Metadata refers to information about data, for example, the name of the model and the experiment identifier. A main function of the publisher is to determine what metadata fields are associated with a datasets and the values of those fields. The set of metadata fields to be scanned is determined by the project, and can vary between projects. This information is stored in a configuration file, esg.ini.
- There are several ways the publisher can read metadata:
- Scanning the headers of the data files. If the data files are online (read-accessible) and in CF-compliant netCDF format, the publisher can read the information during file scanning. To handle other formats, data handlers can be plugged in to the publisher software. If the data is offline (resident on archival storage) a different method is used.
- Some metadata can be determined from the directory structure of the data files, if the data is consistently organized. Data may be resident in more than one top-level (root) directory.
- Metadata can be input directly by the data publisher, on a dataset by dataset basis or as default values for all datasets to be published.
- The publisher stores metadata in a database on the node. Once a collection of files are scanned they do not need to be rescanned, for instance when a few files are to be added or modified; only the new data must be processed. The publisher supports querying the database for information on what has already been published, and for the status of ongoing publication operations.
- The last step is to contact the gateway to finalize the publication process. At this point the publisher must authenticate to the gateway. This is done by running the 'myproxy-logon' client from the command line to generate a temporary certificate. The location of the certificate is part of the publisher configuration. The lifetime of the certificate is 12 hours by default; during that period the publisher can reuse the certificate.
At this point we assume that the ESG publication clients are installed and configured for your system. Before running the ESG Publisher client for the first time:
- Find the location of the myproxy-logon client, and verify your username and password.
- Find the location of python and the publication clients. Add this directory to your path.

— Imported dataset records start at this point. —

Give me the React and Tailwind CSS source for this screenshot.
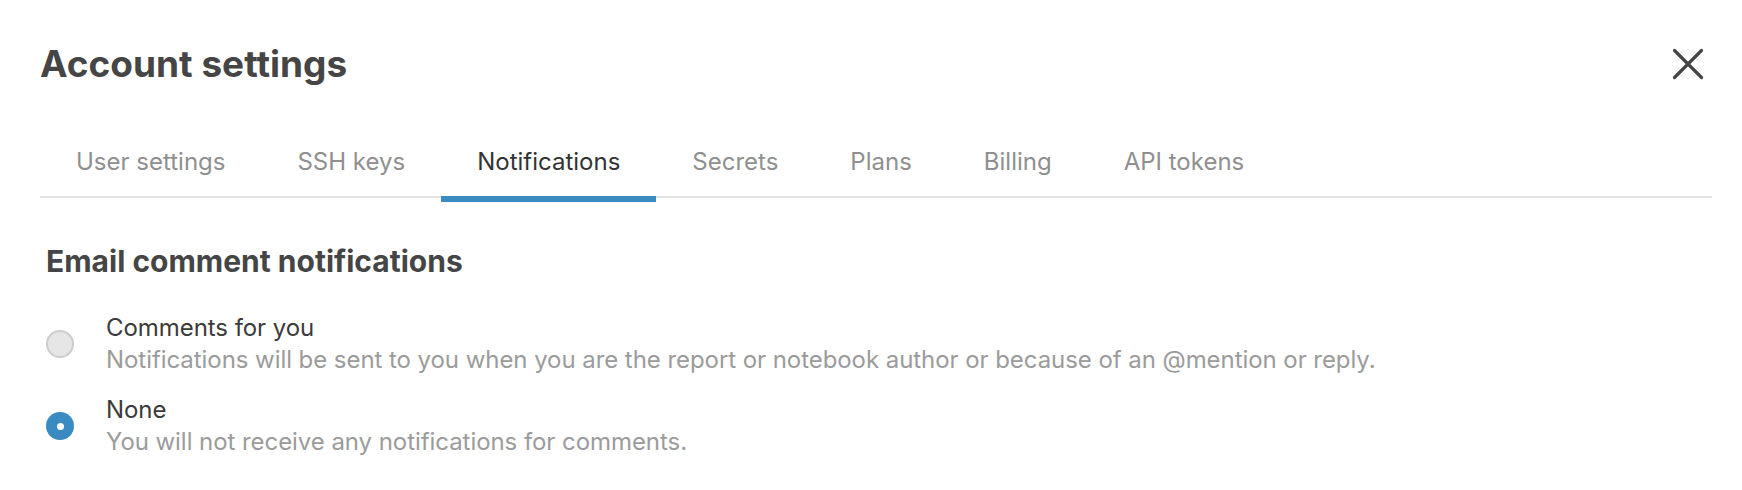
import { useState } from 'react'

const tabs = ['User settings', 'SSH keys', 'Notifications', 'Secrets', 'Plans', 'Billing', 'API tokens']

const options = [
  {
    id: 'mine',
    label: 'Comments for you',
    hint: 'Notifications will be sent to you when you are the report or notebook author or because of an @mention or reply.',
  },
  {
    id: 'none',
    label: 'None',
    hint: 'You will not receive any notifications for comments.',
  },
]

function CloseIcon() {
  return (
    <svg width="32" height="32" viewBox="0 0 32 32" fill="none" className="text-[#454545]">
      <path d="M2.5 2.5 L29.5 29.5 M29.5 2.5 L2.5 29.5" stroke="currentColor" strokeWidth="3.2" strokeLinecap="round" />
    </svg>
  )
}

function Radio({ checked }) {
  if (checked) {
    return (
      <span className="flex h-[28px] w-[28px] shrink-0 items-center justify-center rounded-full bg-[#3a8bc1]">
        <span className="h-[7px] w-[7px] rounded-full bg-white" />
      </span>
    )
  }
  return <span className="h-[28px] w-[28px] shrink-0 rounded-full border-2 border-[#cdcdcd] bg-[#e6e6e6]" />
}

export default function App() {
  const [active, setActive] = useState('Notifications')
  const [choice, setChoice] = useState('none')

  return (
    <div className="min-h-[490px] bg-white pl-[40px] pr-[30px] pt-[42px] font-['Inter',sans-serif]">
      <div className="flex items-center justify-between">
        <h1 className="text-[37px] font-bold leading-[44px] text-[#454545]">Account settings</h1>
        <button className="mr-[8px] p-0">
          <CloseIcon />
        </button>
      </div>

      <div className="mt-[60px] flex border-b-2 border-[#e3e3e3]">
        {tabs.map((t) => (
          <button
            key={t}
            onClick={() => setActive(t)}
            className={
              'relative px-[36px] pb-[18px] text-[24px] leading-[32px] ' +
              (t === active ? 'text-[#333333]' : 'text-[#8f8f8f]')
            }
          >
            {t}
            {t === active && <span className="absolute left-0 right-0 top-full z-10 h-[6px] bg-[#3a8bc1]" />}
          </button>
        ))}
      </div>

      <div className="pl-[6px] pt-[45px]">
        <h2 className="text-[30px] font-bold leading-[36px] text-[#454545]">Email comment notifications</h2>

        <div className="mt-[33px] flex flex-col gap-[18px]">
          {options.map((o) => (
            <label key={o.id} className="flex cursor-pointer items-center gap-[32px]" onClick={() => setChoice(o.id)}>
              <Radio checked={choice === o.id} />
              <div className="text-[24px] leading-[32px] tracking-[-0.06px]">
                <div className="text-[#3b3b3b]">{o.label}</div>
                <div className="text-[#9b9b9b]">{o.hint}</div>
              </div>
            </label>
          ))}
        </div>
      </div>
    </div>
  )
}
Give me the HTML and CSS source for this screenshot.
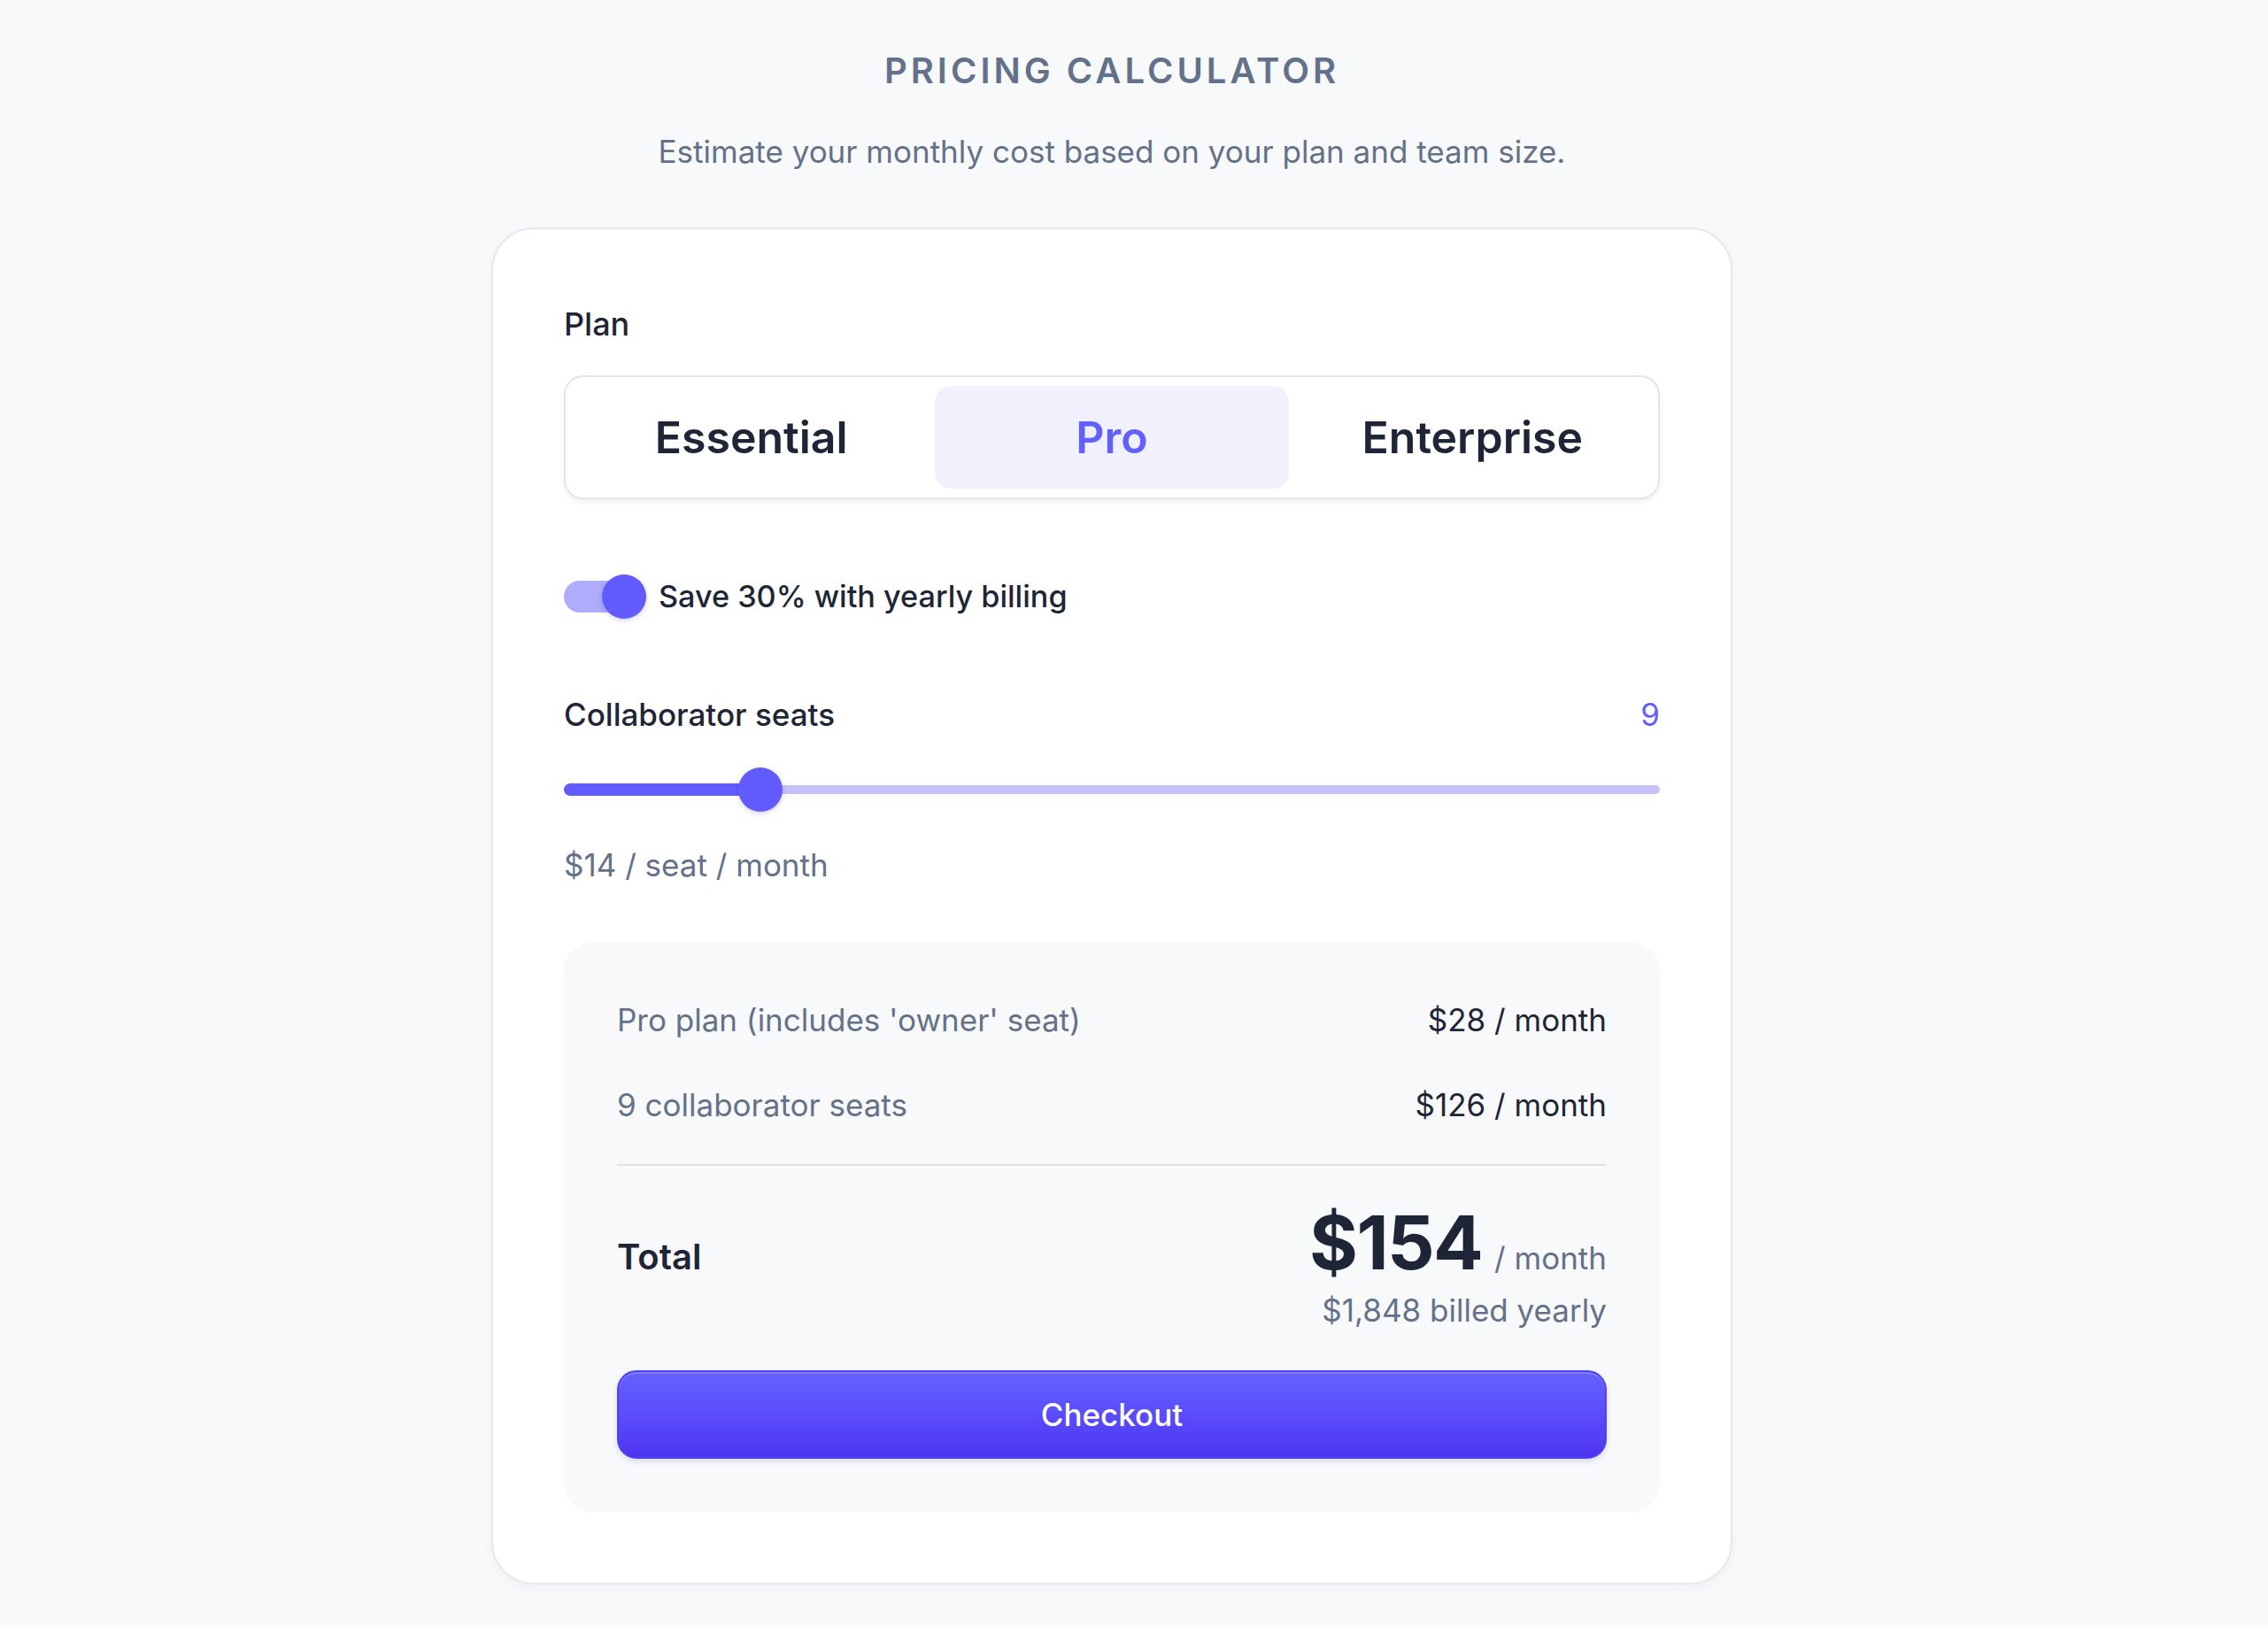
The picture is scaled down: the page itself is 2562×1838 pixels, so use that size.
FILE: index.html
```html
<!DOCTYPE html>
<html lang="en">
<head>
<meta charset="utf-8">
<title>Pricing calculator</title>
<link rel="stylesheet" href="styles.css">
</head>
<body>
<main class="page">
  <h1 class="title">PRICING CALCULATOR</h1>
  <p class="subtitle">Estimate your monthly cost based on your plan and team size.</p>

  <section class="card">
    <div class="field-label">Plan</div>
    <div class="segmented">
      <button class="segment">Essential</button>
      <button class="segment segment-active">Pro</button>
      <button class="segment">Enterprise</button>
    </div>

    <div class="toggle-row">
      <div class="toggle">
        <span class="toggle-track"></span>
        <span class="toggle-knob"></span>
      </div>
      <span class="toggle-text">Save 30% with yearly billing</span>
    </div>

    <div class="seats-head">
      <span class="seats-label">Collaborator seats</span>
      <span class="seats-value">9</span>
    </div>

    <div class="slider">
      <div class="slider-track"></div>
      <div class="slider-fill" style="width: 223px"></div>
      <div class="slider-thumb" style="left: 197px"></div>
    </div>

    <div class="seat-price">$14 / seat / month</div>

    <div class="summary">
      <div class="line">
        <span class="line-name">Pro plan (includes 'owner' seat)</span>
        <span class="line-price">$28 / month</span>
      </div>
      <div class="line line-second">
        <span class="line-name">9 collaborator seats</span>
        <span class="line-price">$126 / month</span>
      </div>
      <div class="divider"></div>
      <div class="total">
        <span class="total-label">Total</span>
        <div class="total-values">
          <div class="amount-line">
            <span class="amount">$154</span>
            <span class="per">/ month</span>
          </div>
          <div class="yearly">$1,848 billed yearly</div>
        </div>
      </div>
      <button class="checkout">Checkout</button>
    </div>
  </section>
</main>
</body>
</html>
```

FILE: styles.css
```css
* { box-sizing: border-box; }

html, body {
  margin: 0;
  padding: 0;
  background: #f8f9fb;
  font-family: Inter, "Noto Sans", "Liberation Sans", sans-serif;
  color: #1e2536;
}

.page {
  width: 1402px;
  margin-left: 555px;
  padding-top: 56px;
  padding-bottom: 48px;
  display: flex;
  flex-direction: column;
}

.title {
  margin: 0;
  text-align: center;
  font-size: 40px;
  line-height: 48px;
  font-weight: 600;
  letter-spacing: 0.1em;
  color: #64718a;
}

.subtitle {
  margin: 42px 0 0;
  text-align: center;
  font-size: 35px;
  line-height: 51px;
  font-weight: 400;
  color: #64718a;
}

.card {
  margin-top: 60px;
  background: #ffffff;
  border: 2px solid #e6e8ec;
  border-radius: 48px;
  padding: 80px;
  box-shadow: 0 4px 12px rgba(17, 24, 39, 0.04);
  display: flex;
  flex-direction: column;
}

.field-label {
  font-size: 36px;
  line-height: 54px;
  font-weight: 500;
  color: #1e2536;
}

.segmented {
  margin-top: 31px;
  height: 140px;
  border: 2px solid #e3e5ea;
  border-radius: 22px;
  padding: 10px;
  display: grid;
  grid-template-columns: 1fr 1fr 1fr;
  gap: 8px;
  box-shadow: 0 3px 6px rgba(17, 24, 39, 0.06);
  background: #ffffff;
}

.segment {
  border: 0;
  background: transparent;
  border-radius: 18px;
  font-family: inherit;
  font-size: 50px;
  font-weight: 600;
  color: #1e2536;
  padding: 0;
  cursor: pointer;
}

.segment-active {
  background: #f1f1fe;
  color: #6360ff;
}

.toggle-row {
  margin-top: 84.5px;
  height: 50px;
  display: flex;
  align-items: center;
  gap: 14px;
}

.toggle {
  position: relative;
  width: 93px;
  height: 50px;
  flex: none;
}

.toggle-track {
  position: absolute;
  left: 0;
  top: 7px;
  width: 88px;
  height: 36px;
  border-radius: 18px;
  background: #afacfc;
}

.toggle-knob {
  position: absolute;
  left: 43px;
  top: 0;
  width: 50px;
  height: 50px;
  border-radius: 50%;
  background: #625bff;
  box-shadow: 0 2px 6px rgba(30, 20, 120, 0.18);
}

.toggle-text {
  font-size: 34.2px;
  line-height: 50px;
  font-weight: 500;
  color: #1e2536;
}

.seats-head {
  margin-top: 81.5px;
  display: flex;
  justify-content: space-between;
  align-items: center;
  font-size: 35px;
  line-height: 54px;
}

.seats-label {
  font-weight: 500;
  color: #1e2536;
}

.seats-value {
  color: #6360ff;
  font-weight: 400;
}

.slider {
  position: relative;
  margin-top: 33px;
  height: 50px;
}

.slider-track {
  position: absolute;
  left: 0;
  right: 0;
  top: 20px;
  height: 10px;
  border-radius: 5px;
  background: #c4c1fc;
}

.slider-fill {
  position: absolute;
  left: 0;
  top: 18px;
  height: 14px;
  border-radius: 7px;
  background: #625bff;
}

.slider-thumb {
  position: absolute;
  top: 0;
  width: 50px;
  height: 50px;
  border-radius: 50%;
  background: #625bff;
  box-shadow: 0 2px 6px rgba(30, 20, 120, 0.18);
}

.seat-price {
  margin-top: 33px;
  font-size: 35px;
  line-height: 54px;
  color: #64718a;
}

.summary {
  margin-top: 61px;
  background: #f8f9fb;
  border-radius: 32px;
  padding: 60px;
  display: flex;
  flex-direction: column;
}

.line {
  display: flex;
  justify-content: space-between;
  align-items: center;
  font-size: 35px;
  line-height: 54px;
}

.line-second {
  margin-top: 42px;
}

.line-name {
  color: #64718a;
}

.line-price {
  color: #1e2536;
}

.divider {
  margin-top: 40px;
  height: 2px;
  background: #e1e3e8;
}

.total {
  margin-top: 45px;
  display: flex;
  justify-content: space-between;
  align-items: baseline;
}

.total-label {
  font-size: 40px;
  font-weight: 600;
  color: #1e2536;
}

.total-values {
  display: flex;
  flex-direction: column;
  align-items: flex-end;
}

.amount-line {
  display: flex;
  align-items: baseline;
  gap: 14px;
}

.amount {
  font-size: 84px;
  line-height: 1;
  font-weight: 700;
  letter-spacing: -0.02em;
  color: #1e2536;
}

.per {
  font-size: 35px;
  line-height: 48px;
  color: #64718a;
}

.yearly {
  margin-top: 10px;
  font-size: 35px;
  line-height: 48px;
  color: #64718a;
}

.checkout {
  margin-top: 44px;
  height: 100px;
  border: 2px solid #5141f2;
  border-radius: 22px;
  background: linear-gradient(180deg, #6660ff 0%, #5a4cfb 50%, #4d35f0 100%);
  box-shadow: inset 0 2px 0 rgba(255, 255, 255, 0.18), 0 3px 6px rgba(40, 30, 160, 0.14);
  color: #ffffff;
  font-family: inherit;
  font-size: 35px;
  font-weight: 500;
  cursor: pointer;
}
```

- Create the directory $HOME/.esgcet. Copy the initialization file esg.ini to this directory. You can edit this file to override the system-wide defaults.
- In esg.ini:
- search for the parameter thredds_root. This is the root directory for TDS catalogs. Ensure that you have read-write permissions to this directory and its contents.
- find the parameter hessian_service_certfile. This is the location where myproxy-logon should write the proxy certificate.
To start the ESG publisher GUI:
% esgpublish_gui &
This screen appears:
- The collapsible function menu corresponds to the publication steps.
- The dataset window lists the datasets currently being processed, or the results of a query.
- The output window echoes the logging output.
- The status bar indicates the progress of a dataset scan or publication.
# Ensure that the Globus environment is set. For example, in csh: % setenv GLOBUS_LOCATION <globus-directory> % source $GLOBUS_LOCATION/etc/globus-user-env.csh # Or in Bourne shell: % GLOBUS_LOCATION=<globus-directory> % export GLOBUS_LOCATION % source $GLOBUS_LOCATION/etc/globus-user-env.sh % myproxy-logon -s <host> -l <username> -p <port> -o <certificate_location> Enter MyProxy pass phrase: A credential has been received for user <username> in <certificate_location>.
- If no dataset entries appear in the dataset window, it means that none of the directories specified match the directory templates for the selected project. To correct this, edit the directory_format option in the current project section of the configuration file, adding an entry to match the directory name.
- The Fields button allows you to set values for mandatory fields for this project. In general it is better to let the publisher discover metadata values if possible, especially if multiple datasets are processed. The specified values will override any information in the file or directory name, so use this option with caution.
- The options are:
- Create/Replace to create a new dataset or replace an existing one.
- Append/Update to add or replace files in an existing dataset; if the dataset does not exist the default is to create one.
- During the scan:
- the status bar tracks the scan progress,
- the output window echoes logging information
- the error tab shows all errors
- When the scan is complete:
- the dataset window displays metadata for each dataset scanned. Datasets for which scan errors occurred are highlighted in red.
- the Data Publication menu is enabled.
Select a dataset entry in the dataset window:
- Metadata for that dataset is displayed
- Mandatory fields are highlighted in blue. (Fields are defined as mandatory in the configuration file).
- Field values found during the scan are displayed in red. Fixed fields are shaded red, all other fields can be modified.
- When done, select 'Save Changes'. This saves changes to the database.
Select the Data Publication function menu. The dataset window shows the datasets just scanned. By default all the datasets are selected for publication. Click the check boxes to toggle selection.
When Publish is clicked:
- THREDDS data server (TDS) catalogs are created for each new dataset.
- The TDS is reinitialized.
- If the Live Access Server is implemented, the LAS configuration file is written and LAS reinitialized.
- The gateway server is notified that new datasets have been published.
To delete a dataset (just the metadata, not the files):
- Select the dataset(s) to be deleted by clicking the leftmost
button in the dataset window. The datasets indicated by checkboxes will
- From the Dataset pulldown menu, click 'Remove'.
- When the deletion is complete, the status of the datasets changes to 'GW Deletion' (gateway deletion).
Note: A record of the dataset is left in the database. To remove this record as well, use the esgunpublish script.
Select 'Query Data Information' in the Dataset Query menu. The matching datasets appear in the Dataset window: You can select, republish, or delete any of the displayed datasets.